Hey! Did you all see that last week was Banned Books Week? Did you check out any of the displays in your libraries and bookstores? I thought they were all pretty neat and, let’s be honest, ridonkculous. Blue Elephant Bookshop in Decatur was kind enough to let me take some snapshots of their snazzy display. You can visit their online store here. Like this one:

Banned from the Elementary school reading list in a town in Texas because one school board member got the author, Bill Martin, confused with another Bill Martin, an obscure Ethical Marxist writer. The board member said the book expressed “very strong critiques of capitalism and the American system.” Whoops! Forget to check your facts, there.

Here are some others I thought were interesting.

As the bookmark says, “this is perhaps the most ironic banning because the book’s subject is the danger of banning books.”

The bookmark reads: “To Kill a Mockingbird  was challenged in many states for strong language, talk of rape and racial themes. The book was outright banned in Lindale, Texas for conflictivity with community values. (”

I was sorry to see this children’s book was banned in my hometown. “Those opposing the book said it made homosexuality seem normal.”

Not too many surprises here for the book that Dan Wilbur renamed Likeable Rapists on his hilarious site Better Book Titles.

And naturally, I couldn’t leave out our generations most famous banned book series: Harry Potter, banned from numerous schools and libraries for themes of witchcraft and sorcery.

Just because Banned Book Week has officially ended, it doesn’t mean you can’t still enjoy any of these titles… unless, of course, you live in a state where they’ve been banned. And you can read them while wearing this T-shirt.

  1. My neighbourhood library had a similar display and I loved it! Some of the reasons were hilarious, others awful!
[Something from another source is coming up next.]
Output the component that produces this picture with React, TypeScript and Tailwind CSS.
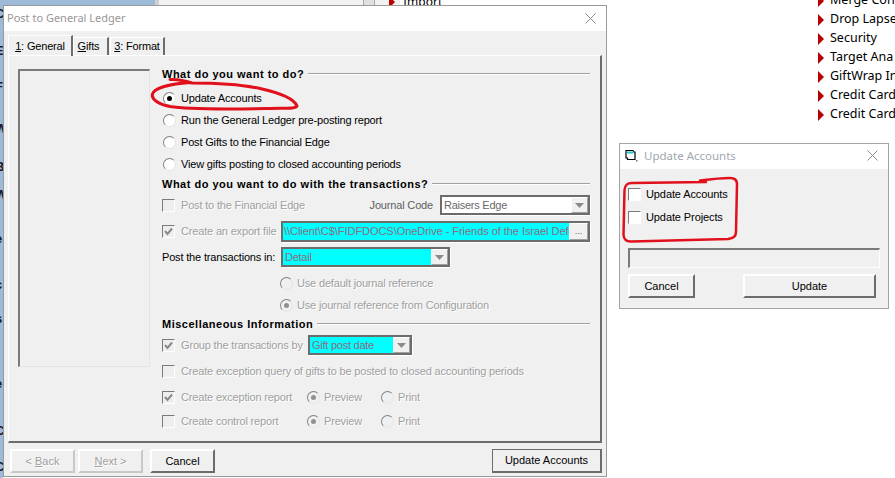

  2. I love it everytime I see Bradbury’s book banned… (chuckle). It reminds me of a roomate I had once who really didn’t like the government expanding it’s power and becoming more intrusive. The rest of us thought, hey let’s show him 1984. It’s totally his movie (we didn’t think he would actually read the book– otherwise we would have gone that route, obviously). We rented it (people still did that back then) and then made dinner and got him to sit down to watch it (he was 18 and had trouble sitting still). He got so mad at some of the things done in the film that he stormed out and didn’t finish watching it. He never realized that the film (and the book, of course) was totally on his side and I really feel like he missed out on something he would have appreciated. That aside we laughed our behinds off when he stormed out. Who doesn’t love irony?